Истинная идеология проистекает из некоторой абсолютно несомненной основной идеи и, развиваясь через систему идей, конкретизируется до последнего предела, т. е. становится самой конкретной жизнью, которую она осмысливает, преобразует и творит. Поскольку идеология обращается к данной конкретной жизни и превращается в нее, поскольку идеология становится основанием сознательно-волевой деятельности, она выражается в программе, по необходимости временной, условной и подлежащей изменениям. Это путь от идеи к жизни, нужный и плодотворный, если истинна исходная идея. Ибо истинная идея и есть смысл самой действительности, почему и может ее совершенствовать, но не может ее калечить. Поскольку сама конкретная жизнь в инстинктивном и стихийном своем самораскрытии остается верной своему существу, а не заблуждается во тьме, поскольку она начинает себя осмыслять – она приводит к своей идее, к истинной идеологии. Можно поэтому двигаться от жизни к идее так же, как от идеи к жизни. Идеология осмысляет жизнь, что не умаляет самостоятельности жизни, ибо семя идеи – сама жизнь. Жизнь рождает идеологию, что не умаляет идеологии, ибо жизнь и есть конкретность идея. Поэтому в разные эпохи то идеология опережает жизнь, то жизнь опережает идеологию. Так, в эпоху немецкого идеализма и наших славянофилов идеология раскрывалась в удаленности от жизни, которая своих проблем ясно еще не ставила.

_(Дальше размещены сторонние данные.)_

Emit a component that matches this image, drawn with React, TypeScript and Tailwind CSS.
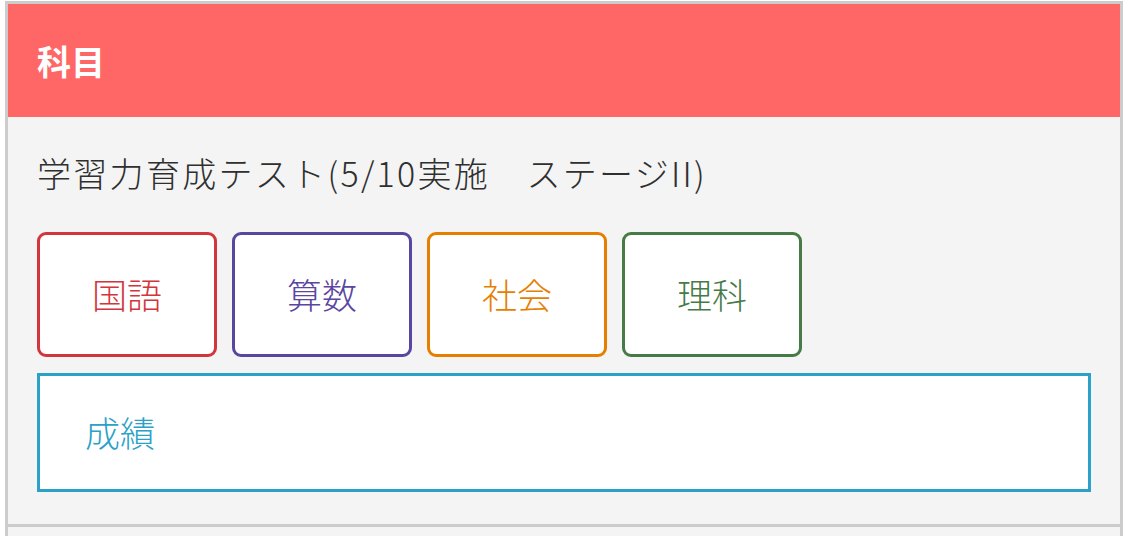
import React from 'react';

const subjects = [
  { label: '国語', color: 'border-[#d2363c] text-[#d2363c]' },
  { label: '算数', color: 'border-[#5946a0] text-[#5946a0]' },
  { label: '社会', color: 'border-[#e67e00] text-[#e67e00]' },
  { label: '理科', color: 'border-[#467a46] text-[#467a46]' },
];

const font = { fontFamily: '"Noto Sans CJK JP", "Noto Sans", sans-serif' };

export default function App() {
  return (
    <div className="w-[1130px] h-[536px] overflow-hidden bg-white pt-px pl-[5px]" style={font}>
      <div className="w-[1118px] border-[3px] border-[#cccccc] bg-[#f4f4f4]">
        {/* Header */}
        <div className="h-[113px] bg-[#ff6666] flex items-center px-[29px]">
          <h2 className="text-[34px] font-bold text-white leading-none">科目</h2>
        </div>

        {/* Body */}
        <div className="px-[29px] pt-[28px] pb-[32px]">
          <p className="text-[34px] leading-[56px] font-light text-[#2f2f2f] tracking-[2.3px]">
            学習力育成テスト(5/10実施　ステージII)
          </p>
          <div className="flex gap-[15px] mt-[31px]">
            {subjects.map((s) => (
              <div
                key={s.label}
                className={`w-[180px] h-[125px] rounded-[9px] border-[3px] bg-white flex items-center justify-center text-[35px] font-light ${s.color}`}
              >
                {s.label}
              </div>
            ))}
          </div>
          <div className="mt-[16px] h-[119px] border-[3px] border-[#2ba1c8] bg-white flex items-center px-[45px]">
            <span className="text-[35px] font-light text-[#2ba1c8]">成績</span>
          </div>
        </div>
      </div>
      <div className="w-[1118px] h-[20px] border-x-[3px] border-[#cccccc] bg-[#f4f4f4]" />
    </div>
  );
}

Идеология Шеллинга и Гегеля явилась как предвозвестница новой жизни. Естественно, что она осталась непонятой и скоро была урезана и искажена в позитивистических и материалистических толкованиях и программах, чтобы умереть в социалистическом, так называемом, мировоззрении. В нашу эпоху, наоборот, жизнь опередила идеологию и властно требует идеологического осмысления и оправдания. Занимающаяся у нас, в России, заря новой жизни – заря новой философской эпохи.